#7FE. You asked for it and we have now provided it. As the enormous potential of the Cummins engine continues to be tapped so do the limits of the components that support it, specifically transmissions. Every aspect of of this new shaft and hub has been considered with excruciating detail paid to even the metallurgy of the material used. One of the biggest issues when creating a shaft like this is metal fatigue and shock loading. The requirements were that the material needed to be extremely stable and incredibly rigid. This shaft also needed to be able to withstand repeated shock loading with torque loads in excess of 2,700 ft lbs. That’s right 2,700 ft lbs of torque! The engineers knew of only one material at the top of there wish list, Aermet. That’s not a typo, this shaft is made from Aermet 100, as expensive as it was (raw material) this seemed to be the only logical solution. Here are a few metallurgy facts about AerMet alloy.
AerMet 100 Alloy Key features:
- AerMet alloy is an ultra-high strength type of martensitic alloy steel. The main alloying elements are cobalt and nickel, but chromium, molybdenum, and carbon are also added. Its exceptional properties are hardness, tensile strength, fracture toughness, and ductility. Aermet is weldable with no preheating needed. AerMet alloy is not corrosion resistant, so it must be sealed if used in a moist environment. AerMet is a registered trademark of Carpenter Technology Corporation.
- The UNS number is K92580. The alloy has a modulus of elasticity of 28,200 ksi and a density of 0.285 lbf/in3 (7.89 g/cm3). AerMet 100 alloy is somewhat more difficult to machine than 4340 at HRC 38. Therefore, carbide tools are usually used. Standard shapes that are available include round, sheet, welding wire, billet, plate, strip and wire.

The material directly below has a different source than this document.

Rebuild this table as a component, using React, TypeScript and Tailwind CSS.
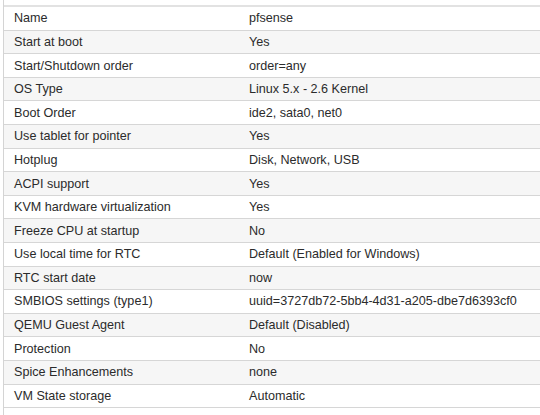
import React from "react";

const rows: [string, string][] = [
  ["Name", "pfsense"],
  ["Start at boot", "Yes"],
  ["Start/Shutdown order", "order=any"],
  ["OS Type", "Linux 5.x - 2.6 Kernel"],
  ["Boot Order", "ide2, sata0, net0"],
  ["Use tablet for pointer", "Yes"],
  ["Hotplug", "Disk, Network, USB"],
  ["ACPI support", "Yes"],
  ["KVM hardware virtualization", "Yes"],
  ["Freeze CPU at startup", "No"],
  ["Use local time for RTC", "Default (Enabled for Windows)"],
  ["RTC start date", "now"],
  ["SMBIOS settings (type1)", "uuid=3727db72-5bb4-4d31-a205-dbe7d6393cf0"],
  ["QEMU Guest Agent", "Default (Disabled)"],
  ["Protection", "No"],
  ["Spice Enhancements", "none"],
  ["VM State storage", "Automatic"],
];

export default function App() {
  return (
    <div
      className="w-[540px] h-[415px] overflow-hidden bg-white text-[12.6px] text-[#2b2b2b]"
      style={{ fontFamily: '"Liberation Sans", Arial, sans-serif' }}
    >
      <div className="ml-[3px] border-l border-[#d4d4d4] h-full">
        <div className="h-[5px] bg-white" />
        <div className="h-[2px] bg-[#e2e2e2]" />
        {rows.map(([k, v], i) => (
          <div
            key={k}
            className={`flex items-center pt-[1px] h-[23.6px] border-b border-[#d6d6d6] ${
              i % 2 === 1 ? "bg-[#f6f6f6]" : "bg-white"
            }`}
          >
            <div className="w-[245px] pl-[10px] whitespace-nowrap">{k}</div>
            <div className="whitespace-nowrap">{v}</div>
          </div>
        ))}
      </div>
    </div>
  );
}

- AerMet alloy is special in that it must be hardened twice in order to reach its maximum effectiveness. The first hardening application is a solution treatment at 1,625 °F (885 °C) for 1 hour. It is then quenched to a temperature of 150 °F (66 °C) over 1 to 2 hours. It then must be cold treated, where the material is cooled to −100 °F (−73 °C) for 1 hour. The second hardening process is aging, where the material is heated to 900 °F (482 °C) for 5 hours.